We conclude that the record shows that petitioner was given a fair — and complete — hearing. As was stated by this court in Kalatjis v. Rosenberg, 1962, 305 F.2d 249:

"The discretionary powers established by the legislative branch of our government have been duly and properly exercised by those entrusted by law to so exercise them. No power rests in us to interfere, nor can we substitute our discretion for that of the Attorney General, or his lawful delegate." (at p. 253.)

But for the reason hereinbefore stated, the petition is dismissed.

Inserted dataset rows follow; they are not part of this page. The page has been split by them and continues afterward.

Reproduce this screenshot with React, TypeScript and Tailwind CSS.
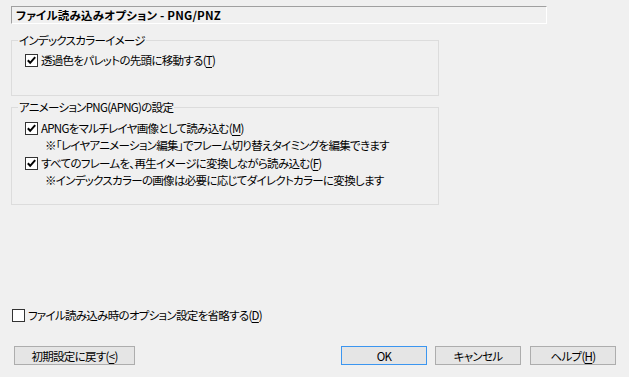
import type { ReactNode } from "react";

const font =
  "font-['Noto_Sans_CJK_JP','Noto_Sans',sans-serif] [font-feature-settings:'palt']";

function CheckBox({ checked }: { checked: boolean }) {
  return (
    <span className="flex h-[13px] w-[13px] shrink-0 items-center justify-center border border-[#333333] bg-white">
      {checked && (
        <svg width="11" height="11" viewBox="0 0 11 11">
          <polyline
            points="1.8,5.2 4.2,7.8 9.2,2.2"
            fill="none"
            stroke="#000"
            strokeWidth="2"
          />
        </svg>
      )}
    </span>
  );
}

function CheckRow({
  checked,
  children,
  className = "",
}: {
  checked: boolean;
  children: ReactNode;
  className?: string;
}) {
  return (
    <div className={`flex h-[16px] items-center gap-[3px] ${className}`}>
      <CheckBox checked={checked} />
      <span className="leading-[16px]">{children}</span>
    </div>
  );
}

function Group({
  title,
  className = "",
  children,
}: {
  title: string;
  className?: string;
  children: ReactNode;
}) {
  return (
    <fieldset
      className={`w-[428px] border border-[#dcdcdc] p-0 ${className}`}
    >
      <legend className="ml-[6px] px-[1px] leading-[16px]">{title}</legend>
      {children}
    </fieldset>
  );
}

function Button({
  children,
  primary = false,
  className = "",
}: {
  children: ReactNode;
  primary?: boolean;
  className?: string;
}) {
  return (
    <button
      className={`flex h-[19px] items-center justify-center border bg-[#e5e5e5] leading-[16px] text-black ${
        primary ? "border-[#3c96f0]" : "border-[#adadad]"
      } ${className}`}
    >
      {children}
    </button>
  );
}

const U = ({ children }: { children: ReactNode }) => (
  <span className="underline underline-offset-[2px]">{children}</span>
);

export default function App() {
  return (
    <div
      className={`flex h-[377px] w-[629px] flex-col bg-[#f0f0f0] pl-[11px] pt-[6px] text-[11.5px] tracking-[-0.7px] text-black ${font}`}
    >
      <div className="flex h-[18px] w-[536px] items-center border-t border-l border-r border-b border-t-[#a0a0a0] border-l-[#a0a0a0] border-r-white border-b-white pl-[4px] font-bold leading-[16px] tracking-[0.2px] whitespace-pre">
        ファイル読み込みオプション - PNG/PNZ
      </div>

      <Group title="インデックスカラーイメージ" className="mt-[8px] h-[64px]">
        <CheckRow checked className="mt-[4px] pl-[13px]">
          透過色をパレットの先頭に移動する(<U>T</U>)
        </CheckRow>
      </Group>

      <Group title="アニメーションPNG(APNG)の設定" className="mt-[3px] h-[106px]">
        <CheckRow checked className="mt-[5px] pl-[13px]">
          APNGをマルチレイヤ画像として読み込む(<U>M</U>)
        </CheckRow>
        <div className="mt-[1px] pl-[33px] leading-[16px]">
          ※「レイヤアニメーション編集」でフレーム切り替えタイミングを編集できます
        </div>
        <CheckRow checked className="mt-[2px] pl-[13px]">
          すべてのフレームを、再生イメージに変換しながら読み込む(<U>F</U>)
        </CheckRow>
        <div className="mt-[1px] pl-[33px] leading-[16px]">
          ※インデックスカラーの画像は必要に応じてダイレクトカラーに変換します
        </div>
      </Group>

      <CheckRow checked={false} className="ml-[1px] mt-[102px]">
        ファイル読み込み時のオプション設定を省略する(<U>D</U>)
      </CheckRow>

      <div className="mt-[23px] flex pr-[13px]">
        <Button className="ml-[3px] w-[121px]">
          初期設定に戻す(<U>&lt;</U>)
        </Button>
        <Button primary className="ml-auto w-[86px]">
          OK
        </Button>
        <Button className="ml-[8px] w-[86px]">キャンセル</Button>
        <Button className="ml-[9px] w-[86px]">
          ヘルプ(<U>H</U>)
        </Button>
      </div>
    </div>
  );
}
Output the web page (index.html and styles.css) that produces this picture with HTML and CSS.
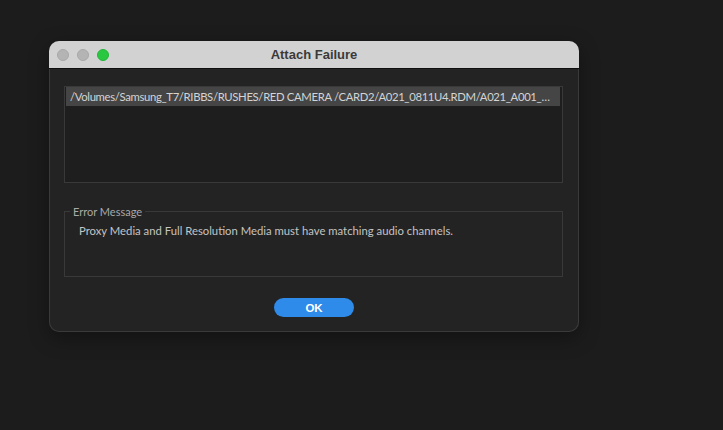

Under the new statute (Public Law 87-301, 75 Stat. 651, 8 U.S.C. § 1105a(a) (3)) actions of this type must be brought against the Immigration and Naturalization Service as Respondent. We have, therefore, changed the title of proceedings in this Court from "Peter Holz, Petitioner v. George Rosenberg, District Director, Immigration and Naturalization, etc., et al., Respondents" to "Peter Holz, Petitioner v. Immigration and Naturalization Service, Respondent".

1. This court there affirmed respondent's final order of deportation. To understand fully the facts of this case, the earlier decision of this court should be read; the facts there set forth are not here reiterated.
2. Petitioner's speculation on the future course of conduct of foreign governments — while not to the same degree of acidity — has a flavor similar to the petitioner's fears in Cakmar v. Hoy, 9 Cir., 265 F.2d 59.
3. The certificate is dated February 8, 1954. However, petitioner contends that he is no longer a German citizen, alleging that his certificate of German citizenship expired on February 9, 1959. It must be noted, however, that counsel for petitioner stated at the hearing that he was going to obtain information from the German Embassy in Washington showing that petitioner was no longer considered a German citizen. Respondent's Special Inquiry Officer gave petitioner's counsel sixty days to obtain the information; no such information was ever submitted to respondent.